Exercise directions » Return only the lines running from the line with "The picture is" down to the line with "2 L11 11 L20", both included, exactly as they appear.

Supplied data »
--- Start ---
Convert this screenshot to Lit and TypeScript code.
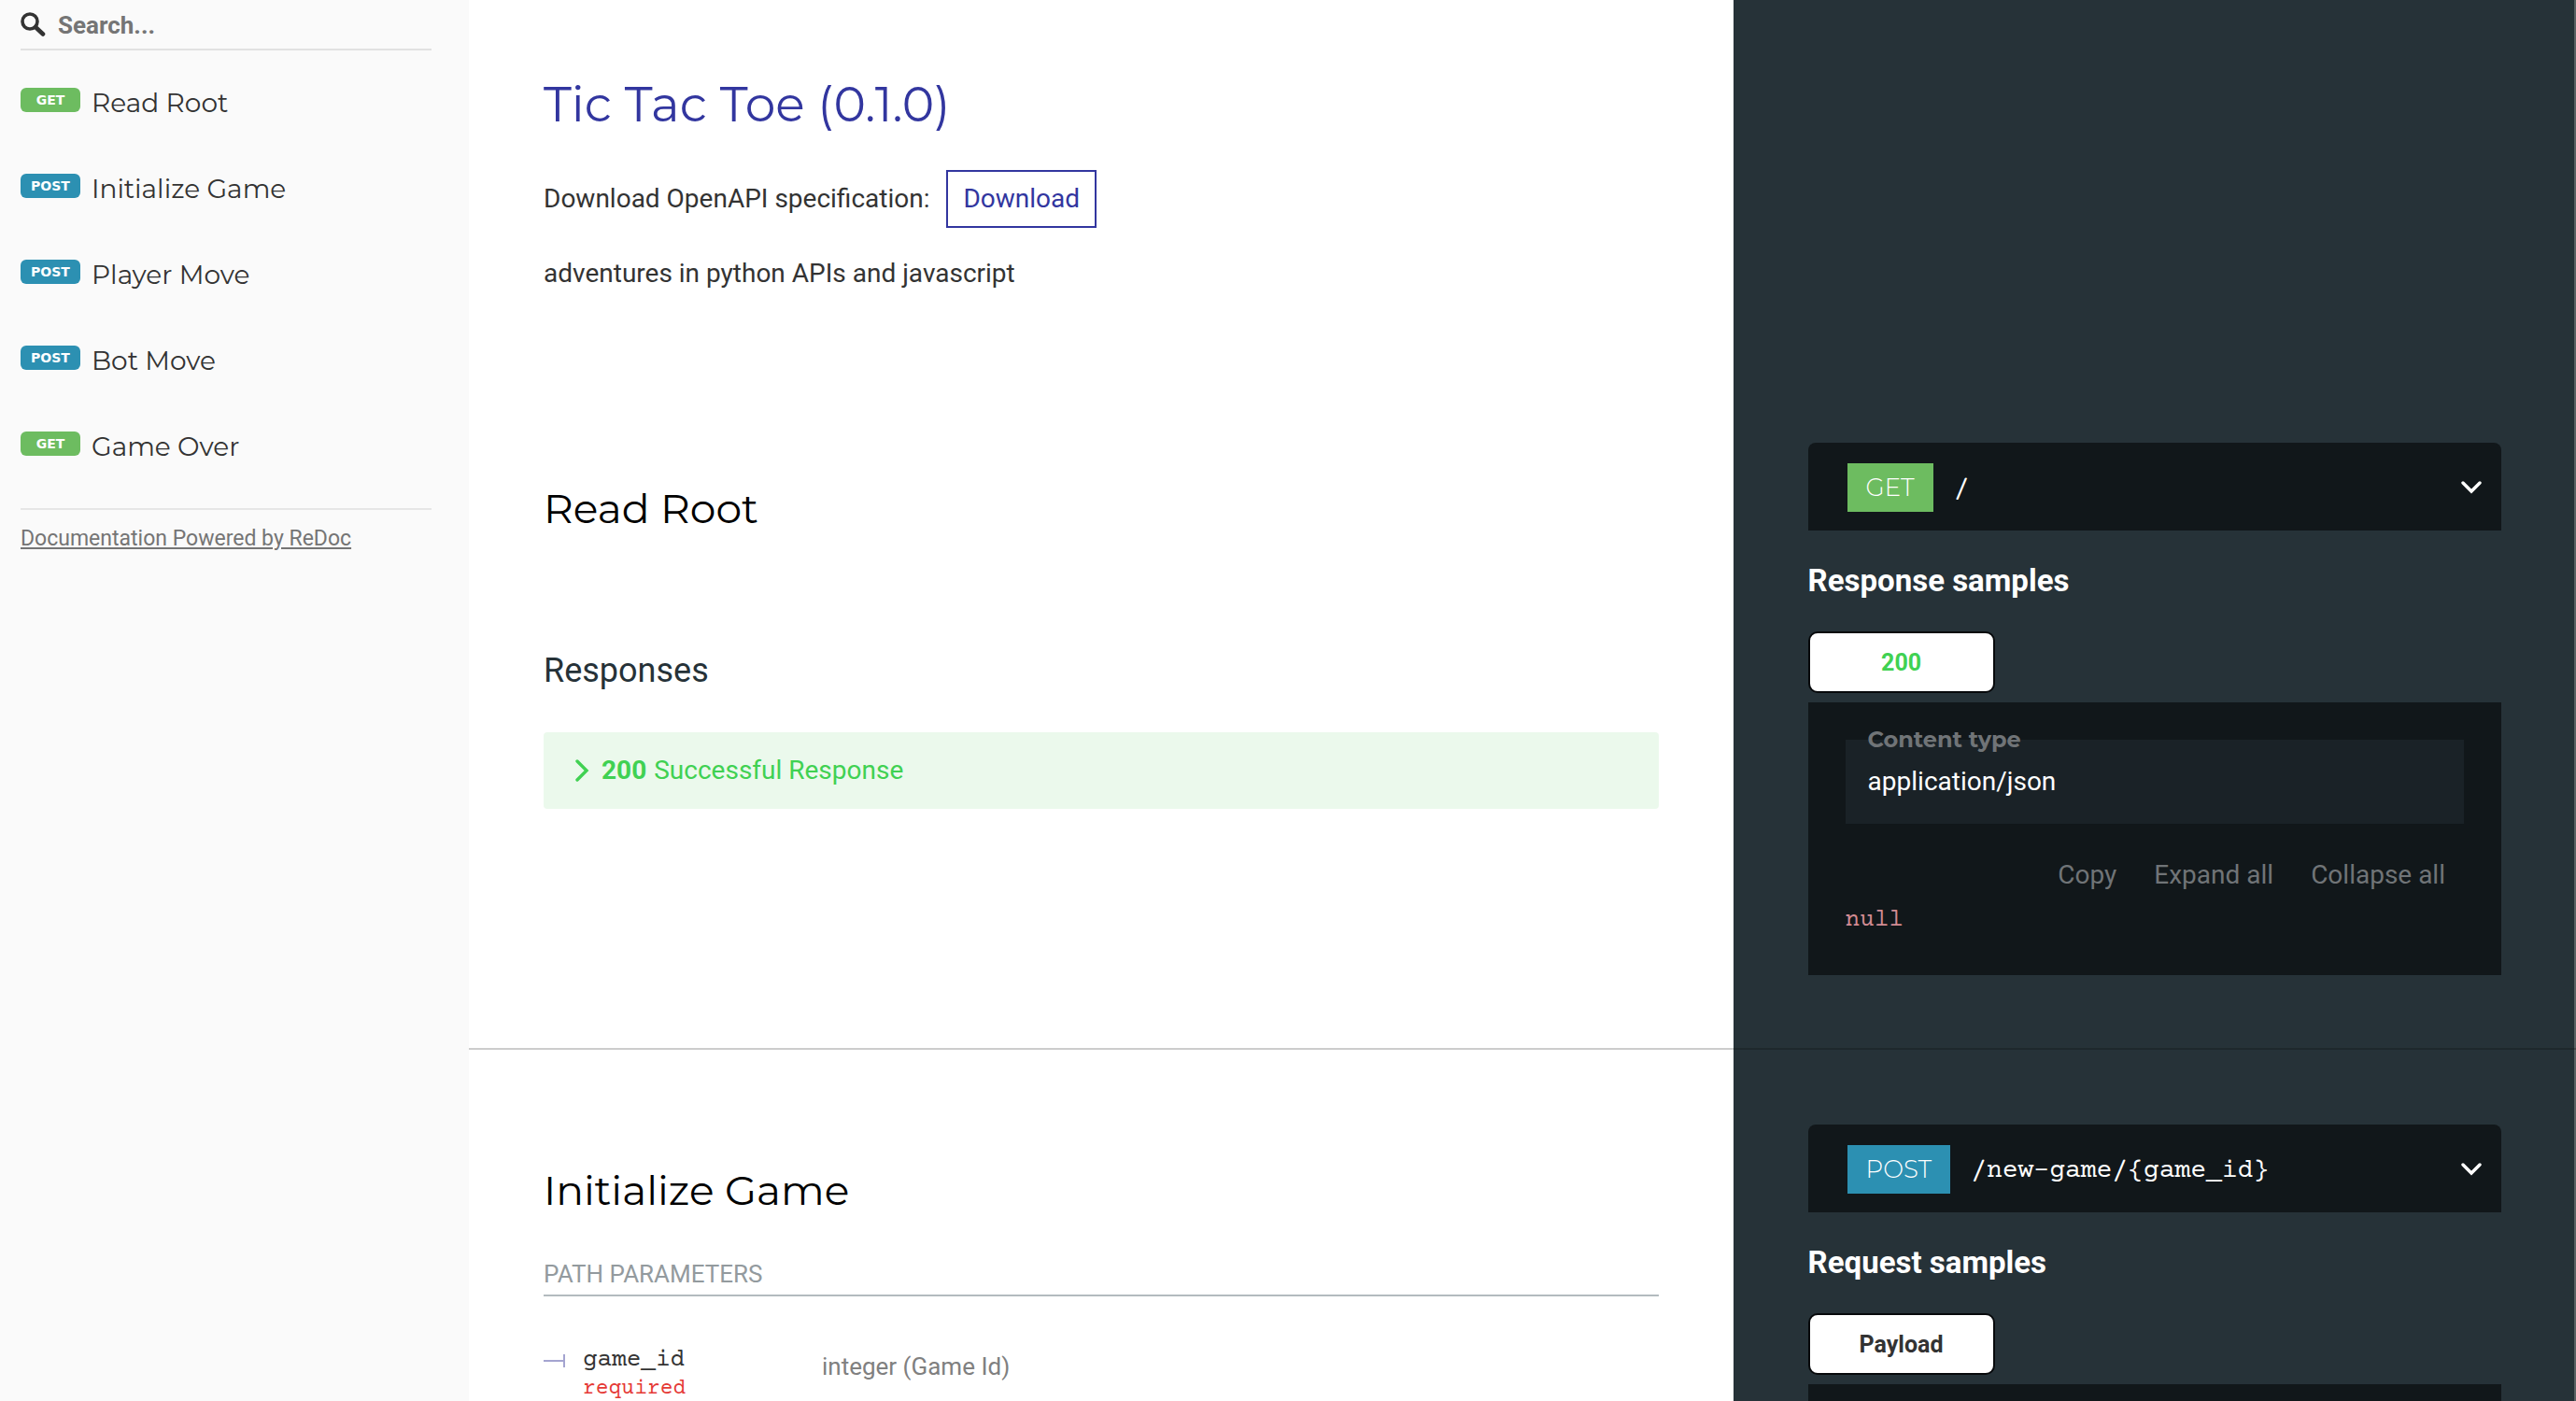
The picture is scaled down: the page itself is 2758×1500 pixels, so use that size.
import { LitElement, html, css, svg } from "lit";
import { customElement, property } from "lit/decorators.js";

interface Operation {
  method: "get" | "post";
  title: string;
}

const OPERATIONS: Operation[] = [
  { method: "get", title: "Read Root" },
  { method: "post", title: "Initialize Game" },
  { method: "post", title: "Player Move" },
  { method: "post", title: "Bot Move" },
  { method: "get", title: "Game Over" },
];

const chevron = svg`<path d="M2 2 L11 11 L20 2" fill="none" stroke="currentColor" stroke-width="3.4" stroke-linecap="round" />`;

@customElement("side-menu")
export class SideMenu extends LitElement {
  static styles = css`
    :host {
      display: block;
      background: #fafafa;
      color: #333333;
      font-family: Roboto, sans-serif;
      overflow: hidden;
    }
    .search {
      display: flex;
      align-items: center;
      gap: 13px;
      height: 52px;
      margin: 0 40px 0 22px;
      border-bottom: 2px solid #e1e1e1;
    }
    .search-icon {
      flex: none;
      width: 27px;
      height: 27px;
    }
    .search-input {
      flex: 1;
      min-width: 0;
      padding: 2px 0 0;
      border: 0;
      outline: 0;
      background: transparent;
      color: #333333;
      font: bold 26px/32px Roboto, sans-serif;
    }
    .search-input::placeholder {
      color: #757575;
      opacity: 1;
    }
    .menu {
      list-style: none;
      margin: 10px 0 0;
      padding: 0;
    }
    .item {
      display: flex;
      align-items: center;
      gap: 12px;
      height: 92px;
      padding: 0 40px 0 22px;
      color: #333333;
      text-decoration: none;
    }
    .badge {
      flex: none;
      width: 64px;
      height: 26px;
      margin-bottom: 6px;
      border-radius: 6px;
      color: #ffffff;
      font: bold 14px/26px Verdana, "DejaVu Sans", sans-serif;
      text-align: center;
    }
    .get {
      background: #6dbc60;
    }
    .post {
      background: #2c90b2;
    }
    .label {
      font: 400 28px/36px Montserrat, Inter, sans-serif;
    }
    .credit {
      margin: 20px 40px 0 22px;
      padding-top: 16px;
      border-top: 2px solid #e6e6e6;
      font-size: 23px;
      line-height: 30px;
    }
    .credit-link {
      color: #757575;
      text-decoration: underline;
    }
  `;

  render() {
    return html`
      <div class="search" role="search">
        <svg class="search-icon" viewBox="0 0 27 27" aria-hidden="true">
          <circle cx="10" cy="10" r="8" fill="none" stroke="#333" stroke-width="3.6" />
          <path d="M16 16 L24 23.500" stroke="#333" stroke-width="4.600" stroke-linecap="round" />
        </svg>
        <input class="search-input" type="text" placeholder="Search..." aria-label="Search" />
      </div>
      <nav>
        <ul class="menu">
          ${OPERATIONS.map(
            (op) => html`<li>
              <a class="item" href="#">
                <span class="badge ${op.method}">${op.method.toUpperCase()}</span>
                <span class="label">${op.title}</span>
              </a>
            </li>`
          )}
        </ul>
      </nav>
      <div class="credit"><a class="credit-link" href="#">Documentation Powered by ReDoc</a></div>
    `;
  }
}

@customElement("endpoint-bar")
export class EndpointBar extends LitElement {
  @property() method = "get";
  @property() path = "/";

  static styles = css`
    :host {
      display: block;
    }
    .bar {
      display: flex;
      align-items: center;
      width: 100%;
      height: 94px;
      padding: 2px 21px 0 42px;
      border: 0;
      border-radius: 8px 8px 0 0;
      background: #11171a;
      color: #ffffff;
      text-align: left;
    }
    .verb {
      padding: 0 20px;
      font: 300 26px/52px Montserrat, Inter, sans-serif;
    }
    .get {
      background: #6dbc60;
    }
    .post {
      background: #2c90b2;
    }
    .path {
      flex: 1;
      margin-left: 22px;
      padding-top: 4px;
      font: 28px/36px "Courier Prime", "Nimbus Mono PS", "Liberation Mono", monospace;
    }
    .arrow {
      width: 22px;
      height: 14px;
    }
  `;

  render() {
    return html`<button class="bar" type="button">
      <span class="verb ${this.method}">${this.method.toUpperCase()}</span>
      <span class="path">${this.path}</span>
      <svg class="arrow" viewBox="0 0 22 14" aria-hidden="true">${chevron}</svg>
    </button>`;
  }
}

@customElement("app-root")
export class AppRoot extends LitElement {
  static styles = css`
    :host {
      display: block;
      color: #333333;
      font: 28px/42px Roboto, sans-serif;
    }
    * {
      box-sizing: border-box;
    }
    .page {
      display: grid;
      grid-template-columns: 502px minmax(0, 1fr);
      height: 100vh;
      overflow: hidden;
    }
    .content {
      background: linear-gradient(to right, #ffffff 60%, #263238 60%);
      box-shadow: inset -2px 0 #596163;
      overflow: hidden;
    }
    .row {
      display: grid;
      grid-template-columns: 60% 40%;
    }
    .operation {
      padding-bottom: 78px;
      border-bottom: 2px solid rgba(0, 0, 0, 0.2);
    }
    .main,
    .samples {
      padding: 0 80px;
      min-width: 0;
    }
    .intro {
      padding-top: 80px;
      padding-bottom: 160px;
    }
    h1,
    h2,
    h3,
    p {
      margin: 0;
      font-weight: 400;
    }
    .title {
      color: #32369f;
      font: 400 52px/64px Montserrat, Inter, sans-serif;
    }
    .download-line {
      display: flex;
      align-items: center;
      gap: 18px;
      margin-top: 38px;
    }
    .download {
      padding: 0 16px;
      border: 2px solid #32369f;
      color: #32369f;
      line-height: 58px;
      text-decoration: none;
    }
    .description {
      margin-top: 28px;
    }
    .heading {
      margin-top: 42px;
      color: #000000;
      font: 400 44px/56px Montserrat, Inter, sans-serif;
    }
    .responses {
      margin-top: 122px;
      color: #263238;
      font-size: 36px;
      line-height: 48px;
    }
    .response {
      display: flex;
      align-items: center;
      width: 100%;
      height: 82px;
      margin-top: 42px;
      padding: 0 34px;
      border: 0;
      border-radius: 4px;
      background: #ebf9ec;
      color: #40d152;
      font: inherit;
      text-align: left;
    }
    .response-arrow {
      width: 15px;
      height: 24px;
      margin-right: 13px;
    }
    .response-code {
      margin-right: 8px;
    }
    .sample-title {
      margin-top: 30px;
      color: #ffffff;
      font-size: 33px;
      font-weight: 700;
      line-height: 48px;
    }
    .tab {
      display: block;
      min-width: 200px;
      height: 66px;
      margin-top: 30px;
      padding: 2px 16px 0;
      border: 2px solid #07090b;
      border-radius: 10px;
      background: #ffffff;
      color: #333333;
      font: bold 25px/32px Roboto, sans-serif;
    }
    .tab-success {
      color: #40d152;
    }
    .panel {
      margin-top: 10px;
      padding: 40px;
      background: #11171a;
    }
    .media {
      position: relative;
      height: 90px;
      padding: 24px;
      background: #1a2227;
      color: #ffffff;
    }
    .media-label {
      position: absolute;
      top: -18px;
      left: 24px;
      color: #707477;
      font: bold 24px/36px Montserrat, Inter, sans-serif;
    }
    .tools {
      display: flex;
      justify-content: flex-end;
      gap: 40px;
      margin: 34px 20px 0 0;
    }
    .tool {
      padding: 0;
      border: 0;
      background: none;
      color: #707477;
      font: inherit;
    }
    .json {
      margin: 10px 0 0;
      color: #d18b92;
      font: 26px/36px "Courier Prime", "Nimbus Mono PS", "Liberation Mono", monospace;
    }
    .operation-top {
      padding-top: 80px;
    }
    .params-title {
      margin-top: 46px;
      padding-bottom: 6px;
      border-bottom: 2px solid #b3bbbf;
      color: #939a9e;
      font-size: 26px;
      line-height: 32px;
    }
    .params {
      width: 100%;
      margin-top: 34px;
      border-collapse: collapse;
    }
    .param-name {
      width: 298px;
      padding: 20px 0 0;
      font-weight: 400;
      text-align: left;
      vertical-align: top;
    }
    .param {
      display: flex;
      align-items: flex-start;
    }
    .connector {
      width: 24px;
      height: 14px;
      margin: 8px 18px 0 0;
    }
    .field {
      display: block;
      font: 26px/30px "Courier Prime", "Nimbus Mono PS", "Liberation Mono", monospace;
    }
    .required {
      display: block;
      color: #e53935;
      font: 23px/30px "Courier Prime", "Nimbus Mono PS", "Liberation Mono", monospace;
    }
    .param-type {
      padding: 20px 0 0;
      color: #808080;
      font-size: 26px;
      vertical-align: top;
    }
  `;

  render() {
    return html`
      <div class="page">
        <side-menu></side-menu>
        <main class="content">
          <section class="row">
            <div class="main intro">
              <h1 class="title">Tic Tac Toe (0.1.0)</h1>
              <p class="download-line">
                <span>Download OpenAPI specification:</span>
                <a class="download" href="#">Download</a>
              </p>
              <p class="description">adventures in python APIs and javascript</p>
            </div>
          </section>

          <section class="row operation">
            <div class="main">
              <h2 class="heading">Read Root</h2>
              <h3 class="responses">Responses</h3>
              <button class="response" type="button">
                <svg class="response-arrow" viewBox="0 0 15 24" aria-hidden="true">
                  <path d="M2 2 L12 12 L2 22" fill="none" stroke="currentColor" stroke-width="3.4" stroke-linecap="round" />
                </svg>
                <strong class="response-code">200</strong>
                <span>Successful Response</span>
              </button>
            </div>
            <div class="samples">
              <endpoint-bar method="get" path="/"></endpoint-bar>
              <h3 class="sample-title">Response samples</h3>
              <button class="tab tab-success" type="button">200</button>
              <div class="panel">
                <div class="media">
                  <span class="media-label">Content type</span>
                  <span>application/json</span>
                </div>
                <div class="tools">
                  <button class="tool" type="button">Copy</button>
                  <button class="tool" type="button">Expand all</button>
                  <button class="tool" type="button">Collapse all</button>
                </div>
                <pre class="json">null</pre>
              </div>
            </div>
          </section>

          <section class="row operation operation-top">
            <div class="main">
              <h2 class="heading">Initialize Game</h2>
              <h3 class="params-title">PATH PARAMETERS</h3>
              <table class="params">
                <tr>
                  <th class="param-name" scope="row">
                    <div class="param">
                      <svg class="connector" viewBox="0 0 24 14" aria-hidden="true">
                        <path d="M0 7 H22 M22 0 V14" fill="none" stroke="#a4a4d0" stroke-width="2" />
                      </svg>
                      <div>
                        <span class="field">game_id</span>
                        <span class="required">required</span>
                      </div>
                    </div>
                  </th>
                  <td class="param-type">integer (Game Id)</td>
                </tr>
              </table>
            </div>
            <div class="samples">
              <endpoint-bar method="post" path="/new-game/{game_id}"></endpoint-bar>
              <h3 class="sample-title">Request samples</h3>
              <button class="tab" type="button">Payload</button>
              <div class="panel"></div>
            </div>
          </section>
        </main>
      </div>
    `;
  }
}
--- End ---
Final result »
The picture is scaled down: the page itself is 2758×1500 pixels, so use that size.
import { LitElement, html, css, svg } from "lit";
import { customElement, property } from "lit/decorators.js";

interface Operation {
  method: "get" | "post";
  title: string;
}

const OPERATIONS: Operation[] = [
  { method: "get", title: "Read Root" },
  { method: "post", title: "Initialize Game" },
  { method: "post", title: "Player Move" },
  { method: "post", title: "Bot Move" },
  { method: "get", title: "Game Over" },
];

const chevron = svg`<path d="M2 2 L11 11 L20 2" fill="none" stroke="currentColor" stroke-width="3.4" stroke-linecap="round" />`;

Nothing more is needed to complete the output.